A mature cyber posture is not built on the assumption that incidents can be prevented indefinitely. Every organisation has to assume that, at some point, something will get through. “A breach will happen,” says Francis. “Rather than trying to get 100% prevention against a breach, focus on articulating a plan for how you're going to respond." Preparation is not only about documentation. Fire drills, he says, work for a reason. “They're effective because people practise," he adds. In security terms, that means thinking through, in detail, how the organisation would respond to ransomware, data theft, spear phishing or the disclosure of customer or company information. It also means knowing who needs to be involved and when. "Understand who you need to talk to in legal, and who your regulators are that you need to notify," says Francis. "Know how you’re going to respond, what your backups look like and when you last practised restoring something from backup.”

If you’re on the leading edge, you lead. If you’re on the bleeding edge, you bleed.

Tom Soderstrom, AWS

And then there’s agentic AI. According to BCG, effective AI agents can accelerate business processes by up to 50%, which affects how quickly security teams can detect and respond to attacks at enterprise scale. “Imagine you’ll have an agent that understands threats, an agent that understands your organisational assets and appetite for risk,” says Dorit Dror, chief technology officer at Check Point. “Now put all these experts in a room. Govern them yourself, manage them and let them do the SOC operation.” In this model, multiple specialised agents work together inside the security operations centre, reasoning across threats, identities and environment-specific risk rather than handling alerts in isolation. With reasoning, those agents are able to surface and address problems security teams did not anticipate. “That’s what makes them super strong for defence,” says Dror, particularly in environments where attacks are automated and operate at volume.

Tom Soderstrom, AWS
Tom Soderstrom, AWS

As agentic systems move into production environments, the question for enterprises is no longer whether AI should be used in security, but how much authority they should be given. Automated remediation, quarantining, access changes and configuration fixes all compress response times, but they also raise the stakes when something goes wrong. “This is not a binary, ‘trust it or don’t trust it’ situation,” says Accenture’s Francis. “Think about it as a spectrum of risk.” Low‑impact actions are easier to verify and easier to reverse; higher‑impact decisions demand tighter controls, clearer approval paths and stronger auditability. In security operations, that translates into staged autonomy, where agents are allowed to act within defined boundaries and escalate when risk rises, rather than being turned loose on critical systems. “The question isn't just, ‘can I do the thing’, but, ‘should we even be doing this?’” says Francis.

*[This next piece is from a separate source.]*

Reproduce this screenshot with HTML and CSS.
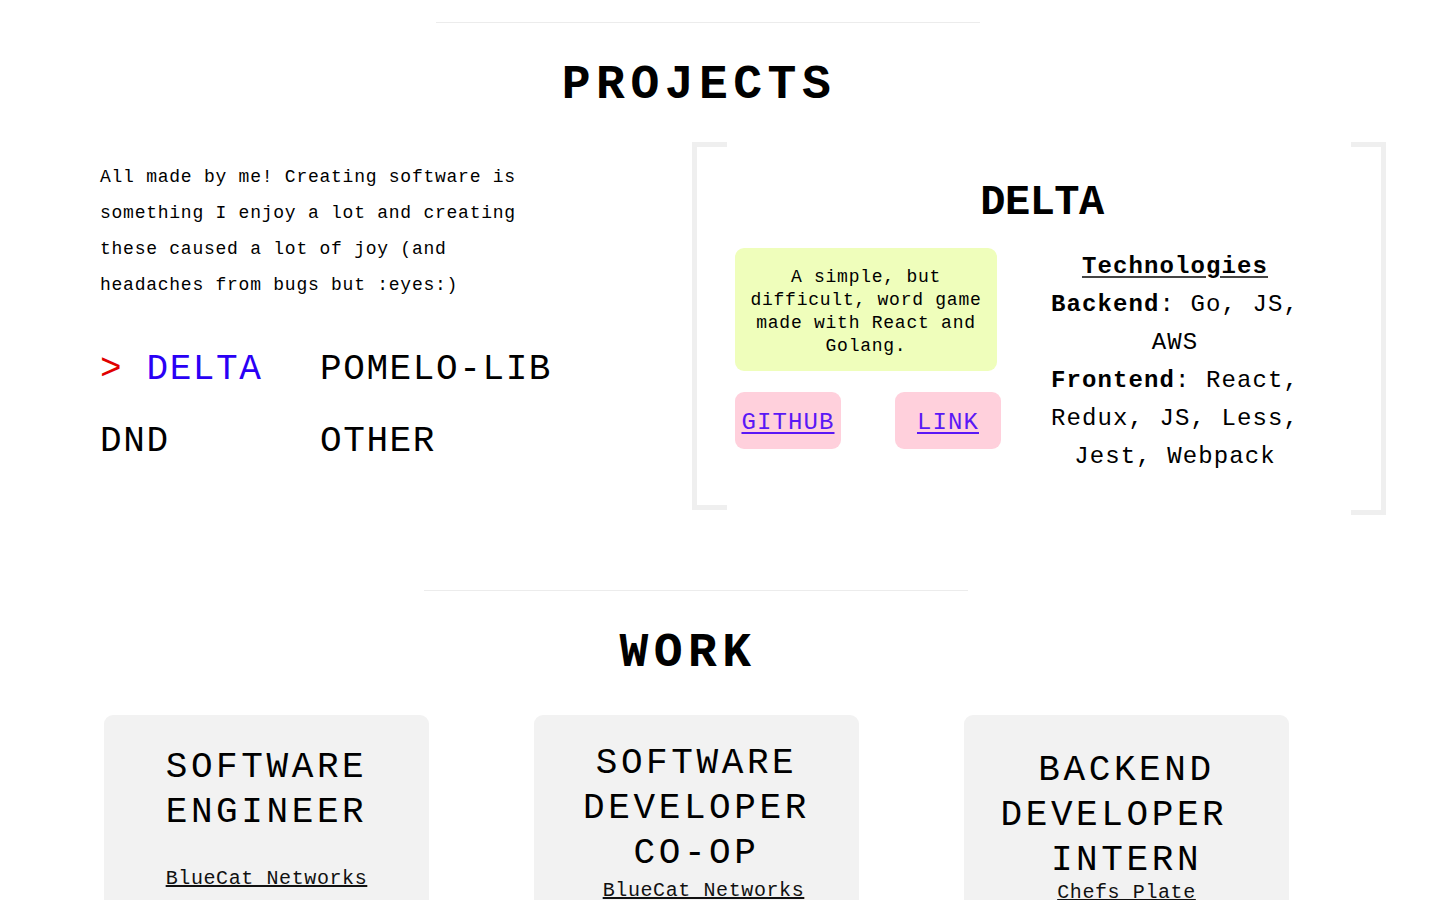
FILE: index.html
```html
<!DOCTYPE html>
<html lang="en">
<head>
<meta charset="utf-8">
<title>Projects &amp; Work</title>
<link rel="stylesheet" href="styles.css">
</head>
<body>
<section class="projects">
  <hr class="rule rule--projects">
  <h2 class="title title--projects">PROJECTS</h2>
  <div class="projects-body">
    <div class="intro">
      <p class="intro-text">All made by me! Creating software is something I enjoy a lot and creating these caused a lot of joy (and headaches from bugs but :eyes:)</p>
      <ul class="project-list">
        <li class="project-item project-item--active"><span class="caret">&gt;</span> DELTA</li>
        <li class="project-item">POMELO-LIB</li>
        <li class="project-item">DND</li>
        <li class="project-item">OTHER</li>
      </ul>
    </div>
    <div class="showcase">
      <h3 class="showcase-title">DELTA</h3>
      <div class="showcase-cols">
        <div class="showcase-left">
          <p class="desc">A simple, but difficult, word game made with React and Golang.</p>
          <div class="links">
            <a class="link-btn" href="#">GITHUB</a>
            <a class="link-btn" href="#">LINK</a>
          </div>
        </div>
        <div class="tech">
          <div class="tech-head">Technologies</div>
          <div class="tech-line"><b>Backend</b>: Go, JS, AWS</div>
          <div class="tech-line"><b>Frontend</b>: React, Redux, JS, Less, Jest, Webpack</div>
        </div>
      </div>
    </div>
  </div>
</section>

<section class="work">
  <hr class="rule rule--work">
  <h2 class="title title--work">WORK</h2>
  <div class="cards">
    <div class="card card--one">
      <div class="card-title">SOFTWARE<br>ENGINEER</div>
      <a class="card-company" href="#">BlueCat Networks</a>
    </div>
    <div class="card card--two">
      <div class="card-title">SOFTWARE<br>DEVELOPER<br>CO-OP</div>
      <a class="card-company" href="#">BlueCat Networks</a>
    </div>
    <div class="card card--three">
      <div class="card-title">BACKEND<br>DEVELOPER&nbsp;<br>INTERN</div>
      <a class="card-company" href="#">Chefs Plate</a>
    </div>
  </div>
</section>
</body>
</html>
```

FILE: styles.css
```css
*, *::before, *::after { box-sizing: border-box; }

html, body {
  margin: 0;
  padding: 0;
  background: #ffffff;
  color: #000000;
  font-family: "Liberation Mono", "DejaVu Sans Mono", monospace;
}

.rule {
  display: block;
  height: 0;
  border: 0;
  border-top: 1px solid #ececec;
  width: 544px;
  margin-bottom: 0;
}
.rule--projects { margin: 22px 0 0 436px; }
.rule--work { margin: 80px 0 0 424px; }

.title {
  margin: 38px 0 0;
  font-size: 48px;
  line-height: 48px;
  font-weight: 700;
  letter-spacing: 5.5px;
  text-align: center;
}
.title--projects { padding-right: 42px; }
.title--work { padding-right: 64px; }

.projects-body {
  display: flex;
  margin-top: 33px;
}

.intro {
  width: 692px;
  padding-left: 100px;
}

.intro-text {
  margin: 17px 0 0;
  max-width: 440px;
  font-size: 18px;
  line-height: 36px;
  letter-spacing: 0.75px;
}

.project-list {
  list-style: none;
  margin: 31px 0 0;
  padding: 0;
  display: grid;
  grid-template-columns: 220px auto;
  font-size: 36px;
  line-height: 72px;
  letter-spacing: 1.6px;
}
.project-item { white-space: nowrap; }
.project-item--active { color: #2a00f5; }
.caret { color: #e00000; }

.showcase {
  position: relative;
  width: 694px;
  padding: 40px 0 34px;
}
.showcase::before,
.showcase::after {
  content: "";
  position: absolute;
  top: 0;
  width: 35px;
  border: 5px solid #efefef;
}
.showcase::before {
  left: 0;
  bottom: 0;
  border-right: 0;
}
.showcase::after {
  right: 0;
  bottom: -5px;
  border-left: 0;
}

.showcase-title {
  margin: 0;
  padding-left: 6px;
  font-size: 42px;
  line-height: 42px;
  font-weight: 700;
  letter-spacing: -0.5px;
  text-align: center;
}

.showcase-cols {
  display: flex;
  align-items: flex-start;
  gap: 39px;
  margin-top: 22px;
  padding-left: 43px;
}

.showcase-left {
  width: 266px;
  margin-top: 2px;
}

.desc {
  margin: 0;
  width: 262px;
  padding: 18px 14px 13px;
  background: #effebb;
  border-radius: 9px;
  font-size: 18px;
  line-height: 23px;
  letter-spacing: 0.75px;
  text-align: center;
}

.links {
  display: flex;
  justify-content: space-between;
  margin-top: 21px;
}

.link-btn {
  display: flex;
  align-items: center;
  justify-content: center;
  width: 106px;
  height: 57px;
  padding-top: 3px;
  background: #ffd0dc;
  border-radius: 9px;
  color: #5a18f6;
  font-size: 24px;
  letter-spacing: 1.1px;
  text-decoration: underline;
  text-underline-offset: 3px;
}

.tech {
  width: 270px;
  margin-top: 2px;
  font-size: 24px;
  line-height: 38px;
  letter-spacing: 1.1px;
  text-align: center;
}
.tech-head {
  font-weight: 700;
  text-decoration: underline;
  text-decoration-color: #444;
  text-underline-offset: 3px;
}
.tech-line b { font-weight: 700; }

.cards {
  display: flex;
  gap: 105px;
  margin-top: 38px;
  padding-left: 104px;
}

.card {
  width: 325px;
  height: 260px;
  background: #f2f2f2;
  border-radius: 9px;
  text-align: center;
}
.card--one { padding-top: 30px; }
.card--two { padding-top: 26px; }
.card--three { padding-top: 33px; }

.card-title {
  font-size: 36px;
  line-height: 45px;
  letter-spacing: 3.6px;
}

.card-company {
  display: inline-block;
  color: #111;
  font-size: 20px;
  line-height: 24px;
  letter-spacing: 0.6px;
  text-decoration: underline;
  text-underline-offset: 1px;
}
.card--one .card-company { margin-top: 32px; }
.card--two .card-company { margin-top: 3px; margin-left: 14px; }
.card--three .card-company { margin-top: -2px; }
```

In the enterprise, cyber posture is not ultimately set by policy statements or architectural intent, but by what systems will and will not allow as environments scale and delivery accelerates. Controls that depend on late reviews, manual approvals or one-off exceptions rarely survive sustained speed. Over time, those weaknesses show up as uneven enforcement, informal workarounds and risk decisions that vary from team to team. This is where posture is tested, not in strategy decks, but in whether controls can be still effective when change is constant and complexity compounds. “Most of the problems we see aren’t technology problems,” says Soderstrom. “They’re organisational problems.” In practice, those limits surface as technical debt, fragmented controls and security mechanisms that cannot keep pace with how the enterprise actually operates. That reality is pushing security deeper into the fabric of system design and delivery.

 “Security is absolutely crucial,” says Soderstrom, “and having it built in is the answer.” At AWS, that means security that starts at chip, purpose-built hardware to minimise the attack surface and protect workloads by default. But not every organisation needs the same architecture – enforceability matters more than intent. In the enterprise, cyber posture is defined less by what teams aspire to do than by what systems consistently enforce as complexity grows. This is also where capability becomes a constraint. “Leaders need to become technology teenagers — experimenting, clicking around, learning by doing. You already have the people you need, they just don’t have the skills yet,” says Soderstrom. That is the difference between security as a vision and security as an operating reality in the enterprise. “You can only know if something will work by trying it hands-on.”

WHAT DOES “BUILT-IN SECURITY” LOOK LIKE?

Russell Thipha, chief solutions architect at Intellehub, says there are practical steps enterprises use to turn security posture into a policy that can withstand speed, scale and constant change. “Enterprises must quantify cyber threats in terms of business outcomes,” he says. “Cyber risk is business risk. Every disruption, whether from a data breach, ransomware, or system downtime, has a measurable financial, legal and reputational impact.”

Start with visibility, not tools

Most security gaps stem from fragmented visibility rather than missing technology. Establish a real-time inventory of devices, applications, identities and data flows in cloud, network and endpoint environments, so security teams understand what exists and what is exposed.

Integrate monitoring across the estate

Bring telemetry from networks, endpoints, cloud workloads and identity systems into a single dashboard. This means security teams can detect patterns and risks as they emerge.

Control access at the identity layer

Enforce identity governance and privileged access management to ensure that access to systems is limited, auditable and aligned with business roles, rather than inherited through legacy permissions.

Reduce security sprawl deliberately

Audit existing tools to identify overlaps and gaps. Consolidate where possible around platforms that support shared governance and standard frameworks such as ISO 27001, NIST or COBIT.

Treat resilience as an organisational Capability

Run simulated attack exercises, test recovery procedures and link cyber scenarios to business impact. Security becomes durable only when response and recovery are practised, not assumed.

Turn security data into business insight

Use role-based dashboards to translate technical signals into operational and strategic indicators, enabling leaders to make informed, outcome-driven decisions.